Choctaw’s playoff run has been a reminder of what champions look like when the lights get hot and the stakes get heavy. First came the 52–13 demolition of Putnam City North. Then the 43–21 road win at Sapulpa. Then the semifinal punch that turned the bracket on its head — a 22–14 upset of 9–2 Stillwater last week. Quarterback Landon Gatson carried the night, hammering out three touchdowns and 137 yards in a performance that felt like a senior dragging his team back to UCO on sheer will alone. Choctaw led 22–0 early in the fourth, then rode out the storm when Stillwater rallied late. It wasn’t glamorous, but it was decisive. It was the kind of win only a seasoned program pulls off.
The matchup is a conversation of contrasts: Choctaw with its hardened edges and championship polish, Sand Springs with its avalanche of momentum and belief. Both average nearly 40 points a night. Both can lean on their lines. Both have quarterbacks who’ve already delivered the kind of playoff moments that become legend. Both have defenses that can flip fields unexpectedly. But only one carries the emotional gravity of a community that believes this might be the year the story finally changes.

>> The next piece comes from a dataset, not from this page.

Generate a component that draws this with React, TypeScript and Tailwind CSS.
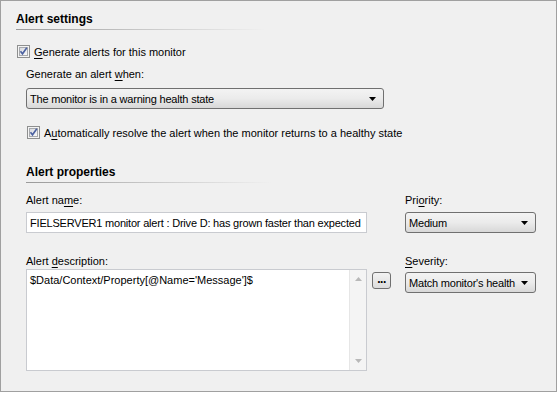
import React from 'react';

function U({ children }: { children: React.ReactNode }) {
  return <span className="underline underline-offset-[2px]">{children}</span>;
}

function Check() {
  return (
    <svg width="13" height="13" viewBox="0 0 13 13" className="shrink-0">
      <defs>
        <linearGradient id="cb" x1="0" y1="0" x2="1" y2="1">
          <stop offset="0" stopColor="#d6d8dd" />
          <stop offset="1" stopColor="#fbfbfc" />
        </linearGradient>
      </defs>
      <rect x="0.5" y="0.5" width="12" height="12" fill="#f4f4f4" stroke="#8e8f8f" />
      <rect x="2.5" y="2.5" width="8" height="8" fill="url(#cb)" stroke="#a7a9ad" strokeWidth="1" />
      <path d="M3.5 6.2 L5.5 8.8 L9.8 2.8" fill="none" stroke="#4b61a0" strokeWidth="1.6" />
    </svg>
  );
}

function Arrow() {
  return (
    <svg width="7" height="4" viewBox="0 0 7 4" className="shrink-0">
      <path d="M0 0h7L3.5 4z" fill="#000" />
    </svg>
  );
}

function Combo({ text, className = '' }: { text: string; className?: string }) {
  return (
    <div
      className={
        'flex h-[21px] items-center justify-between rounded-[3px] border border-[#707070] bg-gradient-to-b from-[#f3f3f3] via-[#ebebeb] to-[#d8d8d8] pl-[3px] pr-[7px] ' +
        className
      }
    >
      <span className="whitespace-nowrap tracking-[-0.2px]">{text}</span>
      <Arrow />
    </div>
  );
}

function Heading({ children, width }: { children: React.ReactNode; width: string }) {
  return (
    <div>
      <div className="h-[16px] text-[12px] font-bold leading-[16px]">{children}</div>
      <div className={'mt-[2px] h-px bg-gradient-to-r from-[#9a9a9a] via-[#c8c8c8] to-transparent ' + width} />
    </div>
  );
}

export default function App() {
  return (
    <div className="h-[392px] w-[557px] border border-[#a0a0a0] bg-[#f0f0f0] font-['Liberation_Sans',Arial,sans-serif] text-[11px] leading-[16px] text-black">
      {/* Alert settings */}
      <div className="pl-[15px] pt-[10px]">
        <Heading width="w-[250px]">Alert settings</Heading>

        <label className="mt-[15px] flex h-[13px] items-center gap-[4px] pl-px">
          <Check />
          <span>
            <U>G</U>enerate alerts for this monitor
          </span>
        </label>

        <div className="pl-[10px]">
          <div className="mt-[8px]">
            Generate an alert <U>w</U>hen:
          </div>
          <Combo className="mt-[6px] w-[358px]" text="The monitor is in a warning health state" />

          <label className="mt-[17px] flex h-[13px] items-center gap-[4px] pl-px">
            <Check />
            <span>
              A<U>u</U>tomatically resolve the alert when the monitor returns to a healthy state
            </span>
          </label>
        </div>
      </div>

      {/* Alert properties */}
      <div className="pl-[25px] pt-[25px]">
        <Heading width="w-[246px]">Alert properties</Heading>

        <div className="mt-[9px] flex">
          <div className="w-[341px]">
            <div>
              Alert na<U>m</U>e:
            </div>
            <div className="mt-[4px] flex h-[21px] items-center border border-[#c9cbd0] bg-white px-[3px] whitespace-nowrap tracking-[-0.2px]">
              FIELSERVER1 monitor alert : Drive D: has grown faster than expected
            </div>

            <div className="mt-[20px]">
              Alert <U>d</U>escription:
            </div>
            <div className="flex h-[102px] border border-[#c9cbd0] bg-white">
              <div className="flex-1 px-[3px] pt-[2px]">$Data/Context/Property[@Name='Message']$</div>
              <div className="flex w-[17px] flex-col items-center justify-between border-l border-[#e6e6e6] bg-[#f4f4f4] py-[7px]">
                <svg width="7" height="4" viewBox="0 0 7 4">
                  <path d="M0 4h7L3.5 0z" fill="#b8b8b8" />
                </svg>
                <svg width="7" height="4" viewBox="0 0 7 4">
                  <path d="M0 0h7L3.5 4z" fill="#b8b8b8" />
                </svg>
              </div>
            </div>
          </div>

          <div className="ml-[5px] w-[20px] pt-[80px]">
            <div className="flex h-[17px] w-[19px] items-center justify-center rounded-[3px] border border-[#707070] bg-gradient-to-b from-[#f3f3f3] to-[#dcdcdc] pb-[4px] text-[12px] font-bold leading-none tracking-[-0.5px]">
              ...
            </div>
          </div>

          <div className="ml-[13px] w-[131px]">
            <div>
              Pri<U>o</U>rity:
            </div>
            <Combo className="mt-[4px]" text="Medium" />
            <div className="mt-[20px]">
              <U>S</U>everity:
            </div>
            <Combo className="mt-[3px] pr-[5px]" text="Match monitor's health" />
          </div>
        </div>
      </div>
    </div>
  );
}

If Choctaw wins, it’s the continuation of a dynasty forming — backto- back titles, another nail in the legacy house, and justification that last year’s breakthrough was maybe not a fluke.
If Sand Springs wins, it will feel like something long overdue — a release from decades of almosts, a moment that washes away generations of waiting.
Championships can be won on whiteboards, on mismatches and on the field. But this one feels like it’s built from something heavier: heritage versus hunger, certainty versus hope, the polished castle versus the long, questing army.
When the lights warm up in Edmond this Friday, one team will leave with a golden ball. The other will leave with a story they won’t want to tell for a long time.
And — for every Sandite who has been waiting since ’66 — this is why you play for December.